An example Zscaler event log will prove this:
Jun 02 16:34:55 zscaler-nss: LEEF:1.0|Zscaler|NSS-FW|5.5|Drop|usrName=ADM\trole=Default Department\trealm=GCL->SBL-1\tsrc=10.11.12.13\tdst=10.44.68.1\tsrcPort=30553\tdstPort=53\tdstPreNATPort=30512\tsrcPreNATPort=234\tdstPostNATPort=2345\tsrcPostNATPort=332\tsrcPreNAT=10.17.15.14\tdstPreNAT=10.66.69.111\tsrcPostNAT=10.66.54.105\tdstPostNAT=10.17.15.14\ttsip=10.66.54.105\t\ttsport=0\t\tttype=GRE\tcat=nss-fw\tdnat=No\tstateful=No\taggregate=No\tnwsvc=HTTP\tnwapp=adultadworld\tproto=TCP\tipcat=Miscellaneous or Unknown\tdestcountry=United States\tavgduration=115\trulelabel=Firewall_Adult\tdstBytes=898\tsrcBytes=14754\tduration=0\tdurationms=115\tnumsessions=1
Notice tsrc and tdst rather than src and dst signify the source and destination addresses compared to the Palo Alto event.
This is where Data Models come into play. Building detection rules and searches compatible with dozens of unique log sources requires using these models to create a standard format focused on extracting value from data and mapping the values to standardized fields.
Splunk Common Information Model (CIM)
The Splunk Common Information Model is the under-the-hood component of data models. In other words, the structure and reusable fields connect payloads to data models.
By default, Splunk ES does not come with the common information model. It installs via an add-on. This CIM contains a collection of pre-configured data models used to enhance your Splunk search experience.
For a single-page view of all Splunk CIM fields, visit the Splunk support site.

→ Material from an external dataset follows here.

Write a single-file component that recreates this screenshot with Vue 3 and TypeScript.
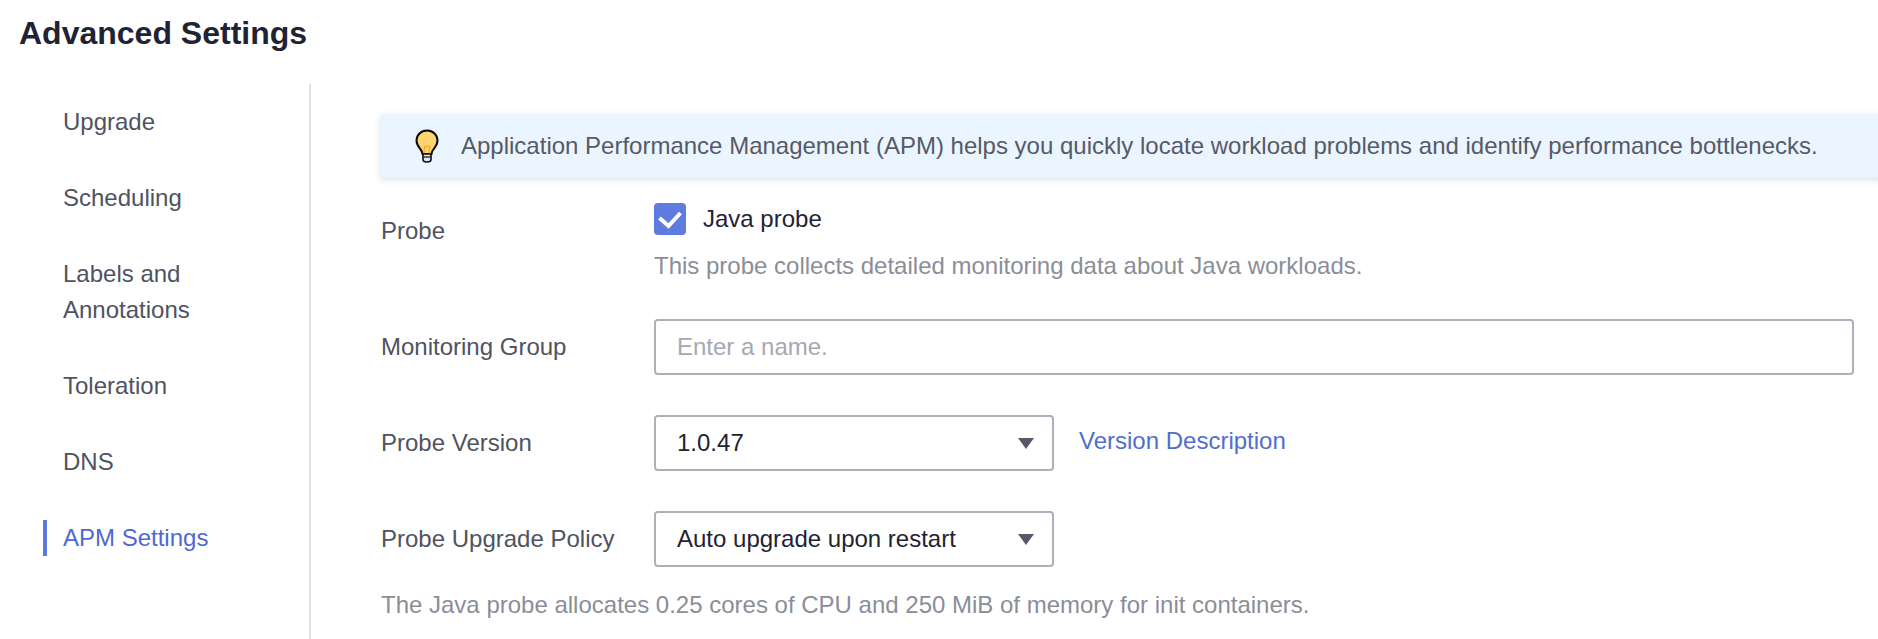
<script setup lang="ts">
const navItems: string[] = ['Upgrade', 'Scheduling', 'Labels and Annotations', 'Toleration', 'DNS', 'APM Settings']
const activeItem = 'APM Settings'
</script>

<template>
  <div class="page">
    <h1 class="title">Advanced Settings</h1>
    <div class="body">
      <nav class="nav">
        <a v-for="item in navItems" :key="item" class="nav-item" :class="{ active: item === activeItem }">{{ item }}</a>
      </nav>
      <main class="main">
        <div class="banner">
          <svg class="bulb" width="24" height="34" viewBox="0 0 24 34" aria-hidden="true">
            <path d="M12 1.500C5.900 1.500 1.500 6 1.500 11.500c0 4 2 6.300 3.800 8.500 1.200 1.500 1.900 2.800 2.200 5h9c.3-2.200 1-3.500 2.200-5 1.800-2.200 3.800-4.500 3.800-8.500C22.500 6 18.100 1.500 12 1.500z" fill="#ffd46e" stroke="#0b0b0b" stroke-width="2" />
            <path d="M9.500 17.500V25M14.500 17.500V25M8.500 17.500h7" fill="none" stroke="#f0ae38" stroke-width="1.500" />
            <path d="M8 25h8v5.500c0 1.500-1.300 2.500-4 2.500s-4-1-4-2.500z" fill="#e8e8e8" stroke="#0b0b0b" stroke-width="1.600" />
            <path d="M8.500 28h7" stroke="#0b0b0b" stroke-width="1.200" />
          </svg>
          <span>Application Performance Management (APM) helps you quickly locate workload problems and identify performance bottlenecks.</span>
        </div>

        <div class="row probe-row">
          <div class="label">Probe</div>
          <div class="field">
            <div class="check-line">
              <span class="checkbox">
                <svg width="24" height="20" viewBox="0 0 24 20" aria-hidden="true">
                  <path d="M1.500 9L10.500 17 22.500 4" fill="none" stroke="#fff" stroke-width="4" />
                </svg>
              </span>
              <span class="check-text">Java probe</span>
            </div>
            <div class="hint">This probe collects detailed monitoring data about Java workloads.</div>
          </div>
        </div>

        <div class="row">
          <div class="label">Monitoring Group</div>
          <div class="field">
            <input class="input" type="text" placeholder="Enter a name." />
          </div>
        </div>

        <div class="row">
          <div class="label">Probe Version</div>
          <div class="field inline">
            <div class="select">
              <span>1.0.47</span>
              <i class="arrow"></i>
            </div>
            <a class="link">Version Description</a>
          </div>
        </div>

        <div class="row">
          <div class="label">Probe Upgrade Policy</div>
          <div class="field inline">
            <div class="select">
              <span>Auto upgrade upon restart</span>
              <i class="arrow"></i>
            </div>
          </div>
        </div>

        <p class="note">The Java probe allocates 0.25 cores of CPU and 250 MiB of memory for init containers.</p>
      </main>
    </div>
  </div>
</template>

<style>
html, body { margin: 0; background: #fff; overflow: hidden; }
</style>

<style scoped>
.page {
  width: 1878px;
  height: 639px;
  overflow: hidden;
  font-family: "Liberation Sans", Arial, sans-serif;
  font-size: 24px;
  line-height: 36px;
  color: #4f5361;
  box-sizing: border-box;
}
.title {
  margin: 0;
  padding: 15px 0 0 19px;
  height: 84px;
  box-sizing: border-box;
  font-size: 32px;
  line-height: 36px;
  font-weight: 700;
  color: #1f2333;
}
.body {
  display: flex;
  height: 555px;
}
.nav {
  width: 309px;
  flex: none;
  border-right: 2px solid #e0e0e6;
  padding-top: 20px;
  display: flex;
  flex-direction: column;
  gap: 40px;
}
.nav-item {
  display: block;
  margin-left: 43px;
  padding-left: 16px;
  padding-right: 60px;
  border-left: 4px solid transparent;
}
.nav-item.active {
  border-left-color: #5b78e0;
  color: #4f68d4;
}
.main {
  flex: 1;
  min-width: 0;
  padding-left: 69px;
}
.banner {
  margin-top: 30px;
  height: 64px;
  display: flex;
  align-items: center;
  gap: 22px;
  padding-left: 35px;
  margin-right: -8px;
  background: #ebf5ff;
  border-radius: 5px;
  box-shadow: 0 2px 6px rgba(80, 90, 160, 0.2);
  color: #565a66;
  white-space: nowrap;
}
.bulb { flex: none; }
.row {
  display: flex;
  margin-top: 40px;
  padding-right: 24px;
}
.probe-row {
  margin-top: 25px;
}
.label {
  width: 274px;
  flex: none;
  line-height: 56px;
  padding-left: 1px;
  box-sizing: border-box;
}
.field {
  flex: 1;
  min-width: 0;
}
.inline {
  display: flex;
  align-items: flex-start;
}
.check-line {
  display: flex;
  align-items: center;
  height: 32px;
}
.checkbox {
  width: 32px;
  height: 32px;
  border-radius: 4px;
  background: #5e7ce0;
  display: flex;
  align-items: center;
  justify-content: center;
  flex: none;
}
.check-text {
  margin-left: 17px;
  color: #1f2333;
}
.hint {
  margin-top: 18px;
  line-height: 26px;
  color: #8a8e99;
}
.input {
  display: block;
  width: 100%;
  height: 56px;
  box-sizing: border-box;
  border: 2px solid #adb0b8;
  border-radius: 4px;
  padding: 0 21px;
  font: inherit;
  color: #1f2333;
  outline: none;
}
.input::placeholder {
  color: #a5a8b2;
  opacity: 1;
}
.select {
  width: 400px;
  height: 56px;
  box-sizing: border-box;
  border: 2px solid #adb0b8;
  border-radius: 4px;
  padding: 0 21px;
  display: flex;
  align-items: center;
  justify-content: space-between;
  color: #1f2333;
  flex: none;
}
.arrow {
  width: 0;
  height: 0;
  border-left: 8px solid transparent;
  border-right: 8px solid transparent;
  border-top: 11px solid #575a68;
  margin-right: -3px;
}
.link {
  margin-left: 25px;
  margin-top: 8px;
  color: #526ecc;
  line-height: 36px;
}
.note {
  margin: 20px 0 0;
  padding-left: 1px;
  color: #8a8e99;
  line-height: 36px;
}
</style>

The CIM exists to help you normalize many data source types into a common standard. We provided an example with Palo Alto and ZScaler earlier. In that example, the CIM fields are user, src_ip and dest_ip.
Increasing Data Model Performance
You’ll want to focus on configuring the constraints to increase searching performance with data models.
We don’t want Splunk looking across every index when constructing data models. It’s not efficient.
So:
Splunk has created constraints and built them into data models to filter certain indexes.
Go to apps -> manage apps -> and search for CIM.
Under actions click setup.
In this example, we’ll modify the Network Traffic data model.
Click on Network Traffic and look for Indexes Whitelist.
You’ll want to enter the indexes where your network traffic is stored for this field. This will restrict the data model to only look at those indexes.
These index constraints prevent the Splunk Platform from searching across all stored data and focus only on the relevant indexes.
If you leave this field blank, the data model will search every index. This will result in slow performance.